The first of these, Creation, is music from improvised solo concerts but presented rather differently. Whereas before, entire concerts have been released in their entirety as single, double or even triple albums or box sets we are presented here with a single disc of music that Keith Jarrett has compiled music from performances given in 2014. After reviewing all the music recorded that year, the pianist has picked music from just six concerts given between April and June, and chosen what he believes to be the most revelatory moments.

In doing so there is a uniformity in the recording that is perhaps not possible in a single live performance, where the art of creating in the moment will lead the improviser down paths that could not be for seen or quickly tempered to mirror what has gone before. As a result Jarrett has been able to hone in and focus on specific a specific aspect of each performance, and produced an album that it lyrical and song like. So much so that this side of Jarrett's solo playing has not been brought so sharply into focus since the exquisite The Melody, At Night With You album from 1999.

Eschewed are the long improvisations that range freely where the music allows for flights of fancy following the muse of the music, and the deep rhythmic ostinato over which the pianist can add his melodic lines. Instead Jarrett has focused his attention on the more compact and tightly reined in improvisations that all play out to their logical and natural conclusion in under ten minutes.   

If listening to this remarkable album, one is immediately drawn to the flow and melodic shape of not just the individual improvisations but the suite or 'creation' as a whole, it is interesting to note that with the exception  of 'Part VII' and 'Part VIII', the pieces do not follow chronologically from one convert to the next, but have been carefully sequenced by Jarrett to tell it's story as a unified whole. Tension and release with the framework is therefore found both within the improvisations and the programming, skilfully done when the delicate beauty that shapes 'Part V' is sequenced between the hard won and dramatic climaxes that are heard in 'Part IV' & 'Part VI'.

The New Series disc presents music was recorded some thirty years earlier, at a time when forays into the classical world were nothing new for Jarrett having already recorded the works of  Bach and Mozart. The departure here perhaps it that the pianist was performing music that was written in a world in which Jarrett was living (Bartók died in 1945 the year Keith was born), and perhaps a different affinity with the music was felt when tackling these pieces. 

The Samuel Barber Piano Concerto op.38 is often a densely packed and tightly controlled piece that find it's light and shade within a somewhat confined range of expression. There is not the grand sweeping gesture, but more of a sense of piano and orchestra staking claim on their territory. 

By contrast, Bartók's Piano Concerto No.3 is lighter in the way the orchestra is handled, producing music of a much more playful nature. Piano and orchestra coexist in a much more harmonious environment, and as a consequence this is probably the music that I would return to for pleasure, and the Barber when wishing for the sisibilities to be challenged.
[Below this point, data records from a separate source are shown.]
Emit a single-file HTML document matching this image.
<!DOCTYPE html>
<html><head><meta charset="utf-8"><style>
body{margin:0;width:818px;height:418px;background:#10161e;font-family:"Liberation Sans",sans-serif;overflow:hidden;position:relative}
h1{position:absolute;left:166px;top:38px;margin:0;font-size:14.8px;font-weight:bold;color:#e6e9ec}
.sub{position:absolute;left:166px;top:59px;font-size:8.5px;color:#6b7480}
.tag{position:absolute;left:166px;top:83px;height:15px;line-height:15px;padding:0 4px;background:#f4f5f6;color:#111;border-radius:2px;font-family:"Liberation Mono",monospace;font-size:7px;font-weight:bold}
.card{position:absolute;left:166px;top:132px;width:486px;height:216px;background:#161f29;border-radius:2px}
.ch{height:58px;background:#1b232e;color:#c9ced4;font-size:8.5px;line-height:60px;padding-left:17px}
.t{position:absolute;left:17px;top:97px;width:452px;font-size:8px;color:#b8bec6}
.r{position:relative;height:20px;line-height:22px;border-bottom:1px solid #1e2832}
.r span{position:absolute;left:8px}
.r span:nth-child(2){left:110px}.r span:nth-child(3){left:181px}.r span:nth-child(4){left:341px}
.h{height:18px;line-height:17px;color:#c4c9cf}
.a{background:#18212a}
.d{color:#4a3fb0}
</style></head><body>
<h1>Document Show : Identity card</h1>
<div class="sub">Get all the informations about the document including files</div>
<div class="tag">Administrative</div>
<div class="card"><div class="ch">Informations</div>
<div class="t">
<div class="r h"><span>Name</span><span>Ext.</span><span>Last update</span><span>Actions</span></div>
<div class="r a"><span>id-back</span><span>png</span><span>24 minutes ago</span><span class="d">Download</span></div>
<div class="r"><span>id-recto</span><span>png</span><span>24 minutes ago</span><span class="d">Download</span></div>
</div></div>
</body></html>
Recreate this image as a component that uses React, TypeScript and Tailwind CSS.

Jarrett's playing on the classical recitals are brought into sharper focus when one remembers that at the time of these performances the pianist had also formed what was to become known as the Standards Trio, and was also giving concerts of solo piano improvisations, displaying an astonishing ability to juggle these three different disciplines to the highest level.

Two more for the Jarrett discography that really should not be allowed to pass you by.